Prominent Refugees, 7 November 1931
In the autumn of 1943, at the age of 12, Ennio Hallek fled to Sweden from Estonia together with his parents, his younger sister and older brother. His grandparents, who stayed behind, were subsequently killed. Hallek, who has made a name for himself as a painter and sculptor, now finds it hard to say whether he is Estonian or Swedish.
Hallek's father was a fisherman, but when the Russian army first occupied Estonia, his boat was sunk. During the subsequent German occupation, however, he managed to fix it and resumed fishing along the coast. When the family decided to flee, they set sail for the coast of Gotland, but oil rationing meant they were low on fuel and missed their target. As dawn broke, they realised they were alongside a German convoy. Hallek's mother, a dressmaker, quickly sewed a Swedish flag that allowed them to reach the Swedish coast without arousing the suspicion of the Germans.

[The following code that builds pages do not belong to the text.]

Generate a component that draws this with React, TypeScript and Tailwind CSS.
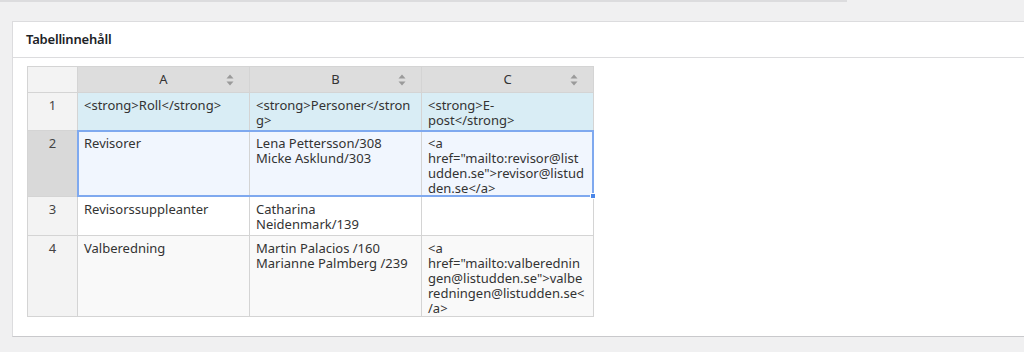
import React from "react";

const font = { fontFamily: '"Noto Sans", "Open Sans", sans-serif' };

function SortIcon() {
  return (
    <svg width="8" height="12" viewBox="0 0 8 12" className="absolute right-[15px] top-[7px]">
      <path d="M4 0.5 L7.5 4.5 H0.5 Z" fill="#9a9a9a" />
      <path d="M4 11.5 L7.5 7.5 H0.5 Z" fill="#9a9a9a" />
    </svg>
  );
}

type Row = {
  n: number;
  h: string;
  bg: string;
  headBg: string;
  cells: string[][];
};

const rows: Row[] = [
  {
    n: 1,
    h: "h-[38px]",
    bg: "bg-[#d9edf5]",
    headBg: "bg-[#f3f3f3]",
    cells: [
      ["<strong>Roll</strong>"],
      ["<strong>Personer</stron", "g>"],
      ["<strong>E-", "post</strong>"],
    ],
  },
  {
    n: 2,
    h: "h-[66px]",
    bg: "bg-[#f1f6fe]",
    headBg: "bg-[#d9d9d9]",
    cells: [
      ["Revisorer"],
      ["Lena Pettersson/308", "Micke Asklund/303"],
      ["<a", 'href="mailto:revisor@list', 'udden.se">revisor@listud', "den.se</a>"],
    ],
  },
  {
    n: 3,
    h: "h-[39px]",
    bg: "bg-white",
    headBg: "bg-[#f3f3f3]",
    cells: [["Revisorssuppleanter"], ["Catharina", "Neidenmark/139"], []],
  },
  {
    n: 4,
    h: "h-[81px]",
    bg: "bg-[#f9f9f9]",
    headBg: "bg-[#f3f3f3]",
    cells: [
      ["Valberedning"],
      ["Martin Palacios /160", "Marianne Palmberg /239"],
      ["<a", 'href="mailto:valberednin', 'gen@listudden.se">valbe', "redningen@listudden.se<", "/a>"],
    ],
  },
];

export default function App() {
  return (
    <div className="w-[1024px] h-[352px] overflow-hidden bg-[#f0f0f1] text-[#3c434a]" style={font}>
      <div className="h-[2px] w-[847px] bg-[#dcdcde]" />

      <div className="ml-[12px] mt-[19px] w-[1030px] h-[316px] bg-white border border-[#dcdcde] border-b-[#c9c9cc]">
        {/* Header */}
        <div className="h-[36px] flex items-center px-[13px] border-b border-[#dcdcde]">
          <span className="text-[13px] font-semibold text-[#1d2327] tracking-[-0.2px]">Tabellinnehåll</span>
        </div>

        {/* Table */}
        <div className="pl-[14px] pt-[8px]">
          <div className="relative w-fit">
            <table className="border-collapse text-[13px] leading-[15px]">
              <thead>
                <tr className="h-[26px]">
                  <th className="w-[50px] bg-[#f3f3f3] border border-[#d4d4d4]" />
                  {["A", "B", "C"].map((c) => (
                    <th
                      key={c}
                      className="relative w-[172px] bg-[#dddddd] border border-[#d4d4d4] font-normal text-center text-[#333]"
                    >
                      {c}
                      <SortIcon />
                    </th>
                  ))}
                </tr>
              </thead>
              <tbody>
                {rows.map((r) => (
                  <tr key={r.n} className={r.h}>
                    <td
                      className={`${r.headBg} border border-[#d4d4d4] text-center align-top pt-[5px] text-[#444]`}
                    >
                      {r.n}
                    </td>
                    {r.cells.map((lines, i) => (
                      <td
                        key={i}
                        className={`${r.bg} border border-[#d4d4d4] align-top px-[6px] pt-[5px] whitespace-nowrap text-[#333]`}
                      >
                        {lines.map((l, j) => (
                          <div key={j}>{l}</div>
                        ))}
                      </td>
                    ))}
                  </tr>
                ))}
              </tbody>
            </table>

            {/* selection A2:C2 */}
            <div className="pointer-events-none absolute left-[50px] top-[64px] w-[517px] h-[67px] border-2 border-[#7fa9ef]">
              <span className="absolute -right-[4px] -bottom-[4px] w-[6px] h-[6px] bg-[#4a86e8] border border-white" />
            </div>
          </div>
        </div>
      </div>
    </div>
  );
}
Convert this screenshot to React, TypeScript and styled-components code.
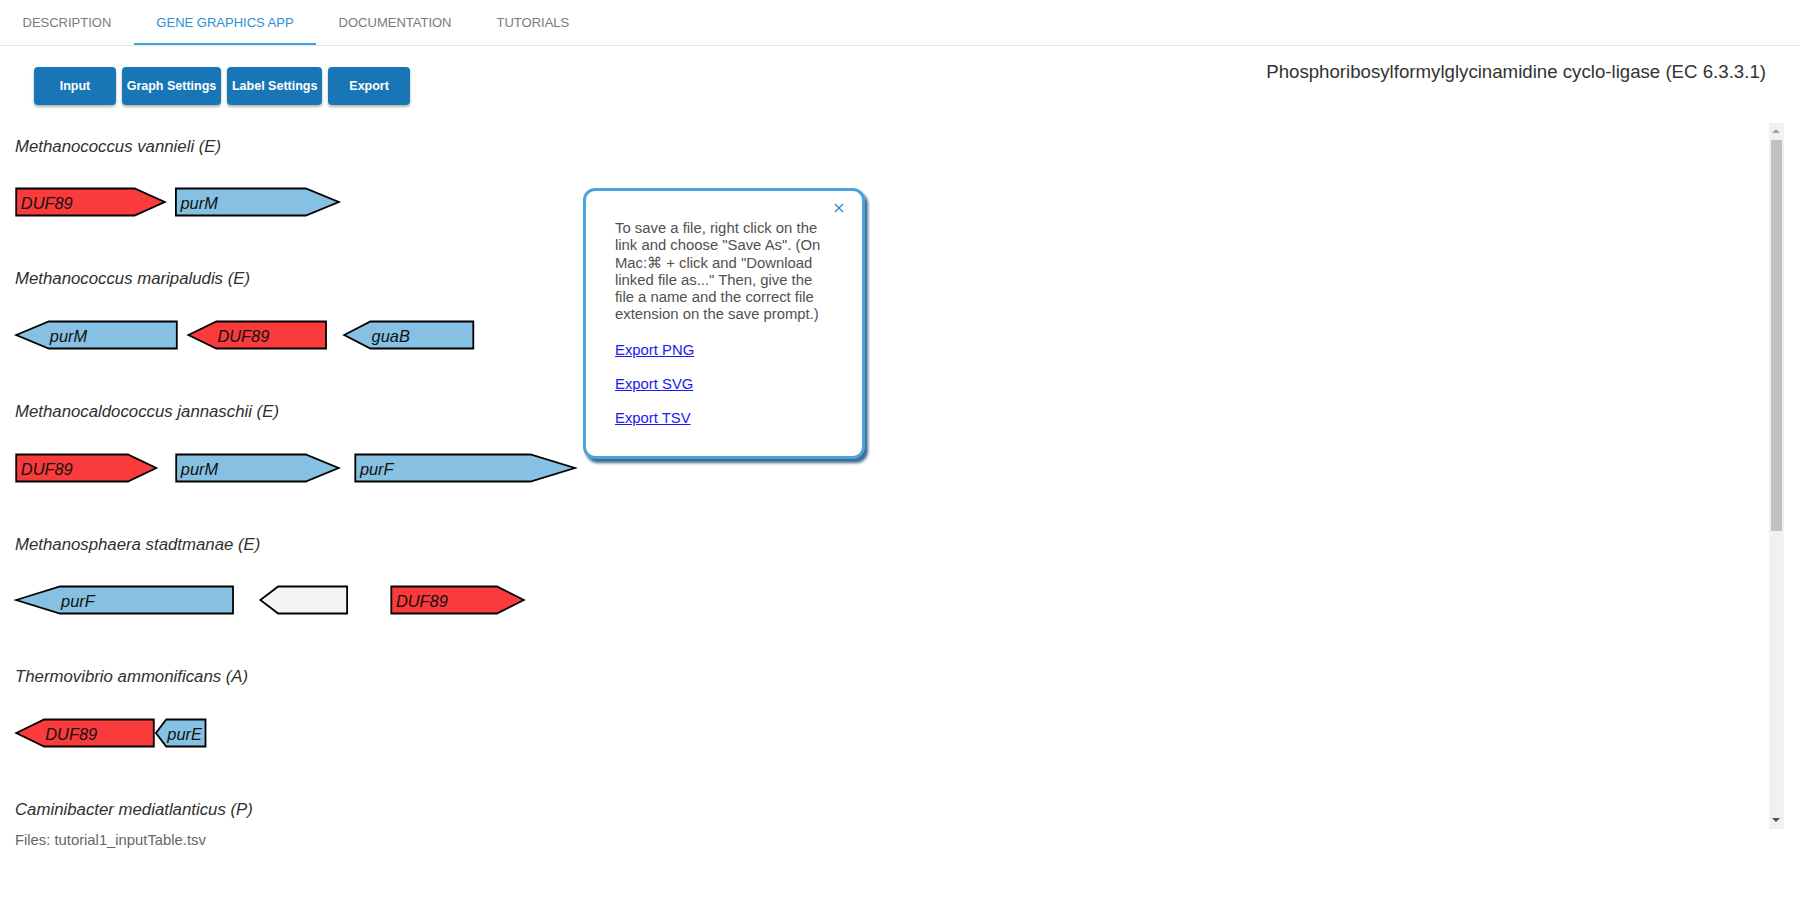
import React from 'react';
import styled, { createGlobalStyle } from 'styled-components';

const GlobalStyle = createGlobalStyle`
  html, body { margin: 0; padding: 0; background: #ffffff; }
  body { font-family: "Liberation Sans", Arial, sans-serif; overflow: hidden; }
`;

const Page = styled.div`
  position: relative;
  width: 1800px;
  height: 900px;
  overflow: hidden;
`;

const TabBar = styled.nav`
  display: flex;
  height: 45px;
  border-bottom: 1px solid #e6e6e6;
`;

const Tab = styled.div<{ $active?: boolean }>`
  display: flex;
  align-items: center;
  padding: 0 22.5px;
  font-size: 13px;
  text-transform: uppercase;
  color: ${(p) => (p.$active ? '#2b8fd4' : '#7b7b7b')};
  box-shadow: ${(p) => (p.$active ? 'inset 0 -2px 0 #3fa2e2' : 'none')};
`;

const Toolbar = styled.div`
  display: flex;
  justify-content: space-between;
  align-items: flex-start;
  padding: 21px 34px 0;
`;

const ButtonGroup = styled.div`
  display: flex;
  gap: 5.7px;
`;

const ActionButton = styled.button`
  height: 37.5px;
  min-width: 82px;
  padding: 0 5px;
  border: none;
  border-radius: 4px;
  background: #1976b6;
  color: #ffffff;
  font-family: "Liberation Sans", Arial, sans-serif;
  font-size: 12.5px;
  font-weight: bold;
  box-shadow: 0 2px 3px rgba(0, 0, 0, 0.3);
  cursor: pointer;
`;

const Title = styled.h2`
  margin: -5.7px 0 0;
  font-size: 18.67px;
  font-weight: normal;
  line-height: 22px;
  color: #333333;
`;

const ScrollArea = styled.div`
  display: flex;
  margin: 18px 16.5px 0 0;
  height: 706px;
`;

const Viewport = styled.div`
  flex: 1;
  overflow: hidden;
`;

const ScrollTrack = styled.div`
  display: flex;
  flex-direction: column;
  width: 15px;
  background: #f1f1f1;
`;

const ScrollArrow = styled.div<{ $end?: boolean }>`
  display: flex;
  align-items: center;
  justify-content: center;
  height: 17px;
  margin-top: ${(p) => (p.$end ? 'auto' : '0')};
`;

const ScrollThumb = styled.div`
  height: 391px;
  margin: 0 2px;
  background: #c1c1c1;
`;

const GenomeList = styled.div`
  padding-top: 14px;
`;

const GenomeBlock = styled.section`
  display: flex;
  flex-direction: column;
  gap: 30.7px;
  margin-bottom: 52.06px;
`;

const SpeciesName = styled.div`
  padding-left: 15px;
  font-size: 16.8px;
  font-style: italic;
  line-height: 20px;
  color: #2f2f2f;
`;

const GeneTrack = styled.svg`
  display: block;
  overflow: visible;
`;

const GeneLabel = styled.text`
  font-family: "Liberation Sans", Arial, sans-serif;
  font-size: 16.4px;
  font-style: italic;
  fill: #111111;
`;

const FilesNote = styled.div`
  margin-top: 3.5px;
  padding-left: 15px;
  font-size: 14.8px;
  line-height: 17px;
  color: #666666;
`;

const ExportPopover = styled.div`
  position: absolute;
  left: 583px;
  top: 188px;
  width: 282px;
  box-sizing: border-box;
  padding: 29px;
  background: #ffffff;
  border: 3px solid #4aa4dc;
  border-radius: 12px;
  box-shadow: 3px 4px 3px rgba(30, 80, 125, 0.85);
`;

const CloseButton = styled.button`
  position: absolute;
  top: 10.5px;
  right: 17.5px;
  width: 12px;
  height: 12px;
  padding: 0;
  border: none;
  background: transparent;
  display: flex;
  align-items: center;
  justify-content: center;
  cursor: pointer;
`;

const PopoverText = styled.p`
  margin: 0;
  font-size: 14.85px;
  line-height: 17.3px;
  color: #505050;
`;

const ExportLinks = styled.div`
  display: flex;
  flex-direction: column;
  align-items: flex-start;
  gap: 16.4px;
  margin-top: 18.7px;
`;

const ExportLink = styled.a`
  display: block;
  font-size: 14.85px;
  line-height: 17.3px;
  color: #1a1aee;
  text-decoration: underline;
`;

type Gene = { name: string; color: 'red' | 'blue' | 'white'; dir: 'r' | 'l'; x0: number; x1: number };

const FILL: Record<Gene['color'], string> = {
  red: '#f93b3c',
  blue: '#86c1e3',
  white: '#f5f5f5',
};

const genomes: { species: string; genes: Gene[] }[] = [
  {
    species: 'Methanococcus vannieli (E)',
    genes: [
      { name: 'DUF89', color: 'red', dir: 'r', x0: 15.3, x1: 166 },
      { name: 'purM', color: 'blue', dir: 'r', x0: 175, x1: 340 },
    ],
  },
  {
    species: 'Methanococcus maripaludis (E)',
    genes: [
      { name: 'purM', color: 'blue', dir: 'l', x0: 15.3, x1: 178 },
      { name: 'DUF89', color: 'red', dir: 'l', x0: 187.5, x1: 327.2 },
      { name: 'guaB', color: 'blue', dir: 'l', x0: 343.3, x1: 474.5 },
    ],
  },
  {
    species: 'Methanocaldococcus jannaschii (E)',
    genes: [
      { name: 'DUF89', color: 'red', dir: 'r', x0: 15.3, x1: 157.5 },
      { name: 'purM', color: 'blue', dir: 'r', x0: 175.3, x1: 339.8 },
      { name: 'purF', color: 'blue', dir: 'r', x0: 354.4, x1: 576 },
    ],
  },
  {
    species: 'Methanosphaera stadtmanae (E)',
    genes: [
      { name: 'purF', color: 'blue', dir: 'l', x0: 15.3, x1: 234.2 },
      { name: '', color: 'white', dir: 'l', x0: 259.5, x1: 348.3 },
      { name: 'DUF89', color: 'red', dir: 'r', x0: 390.4, x1: 525 },
    ],
  },
  {
    species: 'Thermovibrio ammonificans (A)',
    genes: [
      { name: 'DUF89', color: 'red', dir: 'l', x0: 15.3, x1: 155 },
      { name: 'purE', color: 'blue', dir: 'l', x0: 155, x1: 206.7 },
    ],
  },
  {
    species: 'Caminibacter mediatlanticus (P)',
    genes: [],
  },
];

const TOP = 1.5;
const BOTTOM = 28.5;
const MID = 15;

function GeneArrow({ gene }: { gene: Gene }) {
  const a = gene.x0 + 0.9;
  const b = gene.x1 - 1.2;
  const head = (gene.x1 - gene.x0) * 0.2;
  const points =
    gene.dir === 'r'
      ? `${a},${TOP} ${b - head},${TOP} ${b},${MID} ${b - head},${BOTTOM} ${a},${BOTTOM}`
      : `${a},${MID} ${a + head},${TOP} ${b},${TOP} ${b},${BOTTOM} ${a + head},${BOTTOM}`;
  const labelX = gene.dir === 'r' ? gene.x0 + 5.5 : gene.x0 + head + 2;
  return (
    <g>
      <polygon points={points} fill={FILL[gene.color]} stroke="#000000" strokeWidth={1.8} />
      {gene.name && (
        <GeneLabel x={labelX} y={MID + 0.5} dominantBaseline="central">
          {gene.name}
        </GeneLabel>
      )}
    </g>
  );
}

export default function App() {
  return (
    <Page>
      <GlobalStyle />
      <TabBar>
        <Tab>Description</Tab>
        <Tab $active>Gene Graphics App</Tab>
        <Tab>Documentation</Tab>
        <Tab>Tutorials</Tab>
      </TabBar>

      <Toolbar>
        <ButtonGroup>
          <ActionButton>Input</ActionButton>
          <ActionButton>Graph Settings</ActionButton>
          <ActionButton>Label Settings</ActionButton>
          <ActionButton>Export</ActionButton>
        </ButtonGroup>
        <Title>Phosphoribosylformylglycinamidine cyclo-ligase (EC 6.3.3.1)</Title>
      </Toolbar>

      <ScrollArea>
        <Viewport>
          <GenomeList>
            {genomes.map((g) => (
              <GenomeBlock key={g.species}>
                <SpeciesName>{g.species}</SpeciesName>
                <GeneTrack width={620} height={30} viewBox="0 0 620 30">
                  {g.genes.map((gene, i) => (
                    <GeneArrow key={i} gene={gene} />
                  ))}
                </GeneTrack>
              </GenomeBlock>
            ))}
          </GenomeList>
        </Viewport>
        <ScrollTrack>
          <ScrollArrow>
            <svg width="8" height="4" viewBox="0 0 8 4">
              <path d="M0 4 L4 0 L8 4 Z" fill="#a3a3a3" />
            </svg>
          </ScrollArrow>
          <ScrollThumb />
          <ScrollArrow $end>
            <svg width="8" height="4" viewBox="0 0 8 4">
              <path d="M0 0 L8 0 L4 4 Z" fill="#505050" />
            </svg>
          </ScrollArrow>
        </ScrollTrack>
      </ScrollArea>

      <FilesNote>Files: tutorial1_inputTable.tsv</FilesNote>

      <ExportPopover>
        <CloseButton aria-label="Close">
          <svg width="10" height="10" viewBox="0 0 10 10">
            <path d="M1 1 L9 9 M9 1 L1 9" stroke="#2a8fd0" strokeWidth="1.4" fill="none" />
          </svg>
        </CloseButton>
        <PopoverText>
          To save a file, right click on the link and choose "Save As". (On Mac:⌘ + click and "Download linked
          file as..." Then, give the file a name and the correct file extension on the save prompt.)
        </PopoverText>
        <ExportLinks>
          <ExportLink href="#png">Export PNG</ExportLink>
          <ExportLink href="#svg">Export SVG</ExportLink>
          <ExportLink href="#tsv">Export TSV</ExportLink>
        </ExportLinks>
      </ExportPopover>
    </Page>
  );
}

The family was confined to a refugee camp for a year and after the war their boat was confiscated under a Soviet law. In this period, many Estonians fled to America but the Hallek family moved to Blekinge, a coastal region on the Baltic. He went to local schools and then moved to Stockholm, attending Signe Barth art school and the Swedish Art Academy.
Today, Hallek is an established painter and sculptor who has exhibited in Europe and America. His work includes murals for Stockholm's Stadion underground station, the University of Stockholm and the Astrid Lindgren Children's Hospital. A professor of painting at the Art Academy of Stockholm from 1981 to 1991, he is married to a Swedish woman and has a daughter and two grandchildren.
It was only in 1989 that Hallek returned with a delegation to Estonia, to Saaremaa to give advice on the restoration of churches. Since Estonian independence, he has held many exhibitions in his former homeland. Asked which nationality he belongs to, he says he feels neither Swedish nor Estonian. "In the 1960s and 1970s, when it was forbidden for Estonians to present themselves as Estonians – they were Russians – I used to present myself as an Estonian painter abroad. Nowadays, with Estonia independent, I present myself as a Swedish artist," he told UNHCR.